Pies w sukience z rostrzaskanym łbem
Na Zarabiu koło Myślenic młodzi ludzie świętowali nadejście lata. W mroku zauważyli zakrwawionego, czołgającego się po jezdni psa. Od razu było widać, że to robota jakiegoś sadysty. Suka: ładny, dobrze utrzymany owczarek niemiecki z roztrzaskaną czaszką miała na sobie niebieską, damską sukienkę...Zawiadomiona policja w Myślenicach, wezwała lekarza weterynarii. Pies został uśpiony, nie było szans, żeby go uratować. Wstępna opinia lekarza wykluczała wypadek komunikacyjny.

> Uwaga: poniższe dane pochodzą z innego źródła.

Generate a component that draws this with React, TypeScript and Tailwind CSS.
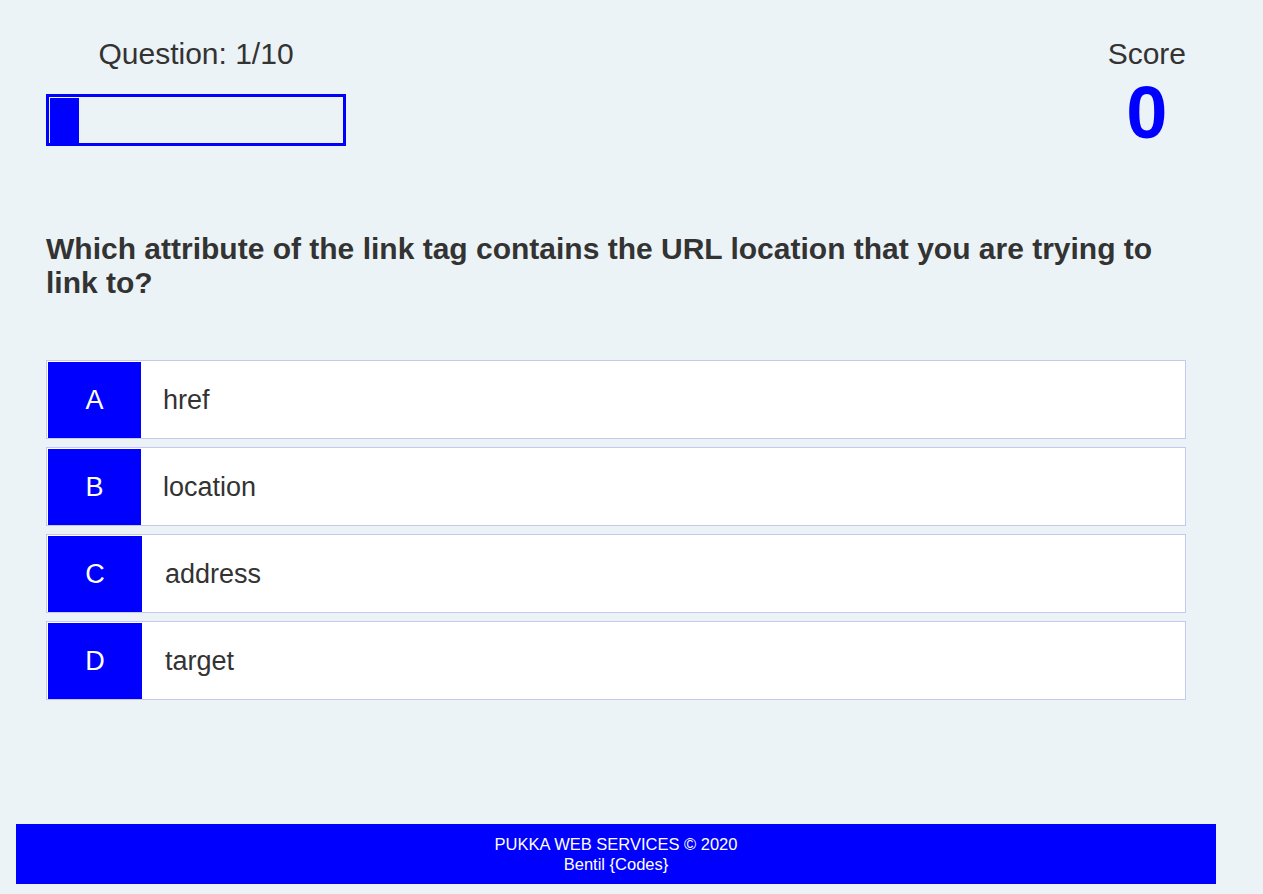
import { useState } from "react";

const options = [
  { letter: "A", text: "href" },
  { letter: "B", text: "location" },
  { letter: "C", text: "address" },
  { letter: "D", text: "target" },
];

export default function App() {
  const [current] = useState(1);
  const [score] = useState(0);
  const total = 10;

  return (
    <div
      className="min-h-screen bg-[#ecf3f6] text-[#333333] overflow-hidden"
      style={{ fontFamily: '"Liberation Sans", Arial, sans-serif' }}
    >
      <main className="ml-[46px] w-[1140px] pt-[36px]">
        {/* HUD */}
        <div className="flex justify-between items-start">
          <div className="w-[300px] flex flex-col items-center">
            <p className="text-[30px] leading-[35px]">
              Question: {current}/{total}
            </p>
            <div className="mt-[23px] w-[300px] h-[52px] border-[3px] border-[#0000ff] pt-[1px] pl-[1px]">
              <div className="h-full bg-[#0000ff]" style={{ width: `${(current / total) * 100 - 0.2}%` }} />
            </div>
          </div>
          <div className="flex flex-col items-center">
            <p className="text-[30px] leading-[35px]">Score</p>
            <p className="mt-[5px] text-[74px] leading-none font-bold text-[#0000ff]">{score}</p>
          </div>
        </div>

        {/* Question */}
        <h2 className="mt-[82px] text-[30px] leading-[34px] font-bold text-[#333333]">
          Which attribute of the link tag contains the URL location that you are trying to link to?
        </h2>

        {/* Choices */}
        <div className="mt-[60px] flex flex-col gap-[8px]">
          {options.map((o, i) => (
            <div
              key={o.letter}
              className="h-[79px] flex bg-white border border-[#c6c9ec] p-[1px] pb-0 cursor-pointer"
            >
              <div
                className={`${i > 1 ? "w-[94px]" : "w-[93px]"} bg-[#0000ff] text-white text-[27px] flex items-center justify-center`}
              >
                {o.letter}
              </div>
              <div className={`${i > 1 ? "ml-[23px]" : "ml-[22px]"} flex items-center text-[27px]`}>{o.text}</div>
            </div>
          ))}
        </div>
      </main>

      <footer className="mt-[124px] ml-[16px] w-[1200px] h-[60px] bg-[#0000ff] text-white text-[16.5px] leading-[20px] flex flex-col items-center justify-center">
        <p>PUKKA WEB SERVICES © 2020</p>
        <p>Bentil {"{Codes}"}</p>
      </footer>
    </div>
  );
}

Fundacja "Zwierzę nie jest rzeczą" dowiedziała się o sprawie przypadkowo i od razu skontaktowała się z policją. Okazało się, że funkcjonariusze nie zabezpieczyli ani zwłok, ani sukienki. Nie wiedzieli nawet, co się z nimi stało.

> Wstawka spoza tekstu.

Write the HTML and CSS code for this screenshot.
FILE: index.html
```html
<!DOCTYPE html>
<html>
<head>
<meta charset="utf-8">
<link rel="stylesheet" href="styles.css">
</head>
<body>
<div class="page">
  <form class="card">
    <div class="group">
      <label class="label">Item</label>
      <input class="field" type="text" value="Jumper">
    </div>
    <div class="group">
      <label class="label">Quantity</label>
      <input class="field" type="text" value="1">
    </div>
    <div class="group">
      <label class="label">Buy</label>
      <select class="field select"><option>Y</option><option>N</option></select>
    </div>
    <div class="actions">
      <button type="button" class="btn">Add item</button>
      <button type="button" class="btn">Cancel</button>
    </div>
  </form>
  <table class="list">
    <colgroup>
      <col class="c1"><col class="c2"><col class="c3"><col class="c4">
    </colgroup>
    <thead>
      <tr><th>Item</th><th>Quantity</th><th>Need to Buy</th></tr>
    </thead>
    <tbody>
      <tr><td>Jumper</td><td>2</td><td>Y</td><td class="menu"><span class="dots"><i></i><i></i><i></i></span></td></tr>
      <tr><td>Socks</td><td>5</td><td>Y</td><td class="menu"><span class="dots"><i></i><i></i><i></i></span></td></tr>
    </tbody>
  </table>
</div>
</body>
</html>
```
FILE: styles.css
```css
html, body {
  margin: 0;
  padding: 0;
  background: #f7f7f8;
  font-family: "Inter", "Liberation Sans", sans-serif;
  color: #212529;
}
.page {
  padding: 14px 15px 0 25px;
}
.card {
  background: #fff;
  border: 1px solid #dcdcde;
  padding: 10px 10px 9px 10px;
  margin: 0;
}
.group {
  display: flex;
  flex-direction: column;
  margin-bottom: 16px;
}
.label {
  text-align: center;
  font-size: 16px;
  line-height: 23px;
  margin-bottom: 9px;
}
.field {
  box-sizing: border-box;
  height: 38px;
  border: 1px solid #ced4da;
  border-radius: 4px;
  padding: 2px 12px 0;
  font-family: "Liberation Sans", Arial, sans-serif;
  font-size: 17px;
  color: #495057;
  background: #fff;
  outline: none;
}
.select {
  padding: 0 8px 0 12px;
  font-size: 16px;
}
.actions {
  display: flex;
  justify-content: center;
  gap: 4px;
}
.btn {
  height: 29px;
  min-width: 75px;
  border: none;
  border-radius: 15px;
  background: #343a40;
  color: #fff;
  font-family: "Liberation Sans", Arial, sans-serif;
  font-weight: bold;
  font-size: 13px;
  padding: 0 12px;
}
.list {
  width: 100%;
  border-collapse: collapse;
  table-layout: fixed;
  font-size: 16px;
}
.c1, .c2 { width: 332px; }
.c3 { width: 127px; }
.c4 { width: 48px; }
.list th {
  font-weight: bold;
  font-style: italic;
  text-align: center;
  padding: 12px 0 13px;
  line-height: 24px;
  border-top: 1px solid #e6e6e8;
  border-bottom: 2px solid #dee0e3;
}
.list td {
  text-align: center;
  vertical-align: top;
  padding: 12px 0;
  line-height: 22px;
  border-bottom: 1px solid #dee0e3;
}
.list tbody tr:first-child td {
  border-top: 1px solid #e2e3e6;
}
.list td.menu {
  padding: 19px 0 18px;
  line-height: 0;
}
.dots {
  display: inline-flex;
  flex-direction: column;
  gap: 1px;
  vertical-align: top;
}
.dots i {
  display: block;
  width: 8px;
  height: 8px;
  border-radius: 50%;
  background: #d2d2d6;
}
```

Wolontariusze fundacji znaleźli uśpionego psa na terenie straży miejskiej w Myślenicach. W plastikowym worku, leżał już drugą dobę na słońcu i miał być zabrany przez firmę utylizacyjną. Fundacja zrobiła dokumentację fotograficzną i przewiozła zwłoki do Państwowego Zakładu Higieny Weterynaryjnej. W Krakowie nie było możliwości przeprowadzenia szczegółowej sekcji i wystawienia opinii, która mogłaby służyć jako dowód w prokuratorskim postępowaniu.

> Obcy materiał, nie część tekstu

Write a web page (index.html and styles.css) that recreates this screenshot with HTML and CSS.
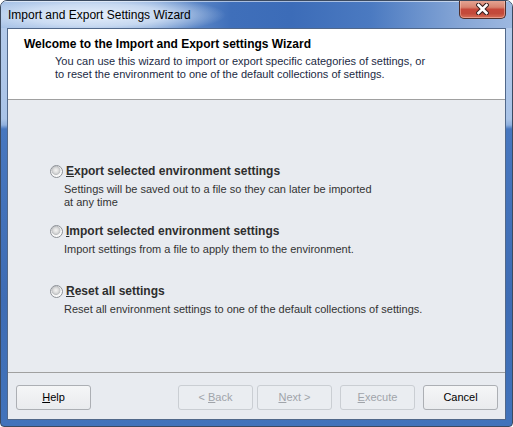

Wolontariuszka prywatnym samochodem zawiozła więc zwłoki na sekcję do Wrocławia do Katedry Patologii i Weterynarii Sądowej. Sekcja wykazała, że ciosy zadano narzędziem z ostrymi krawędziami. Sprawą zajęła się prokuratura w Myślenicach i zobowiązała się do pokrycia kosztów sekcji zwłok.
Gdyby nie fundacja, nie byłoby śledztwa, bo jak nie ma zabezpieczonych zwłok, trudno komukolwiek udowodnić winę. Dlaczego funkcjonariusze nie zabezpieczyli dowodów? Rzecznik Komendy Powiatowej w Myślenicach asp. Szymon Sala nie odpowiedział nam na to pytanie. Stwierdził tylko, że zwłoki zabezpieczyła fundacja. Teraz policja prowadzi dochodzenie pod nadzorem prokuratury.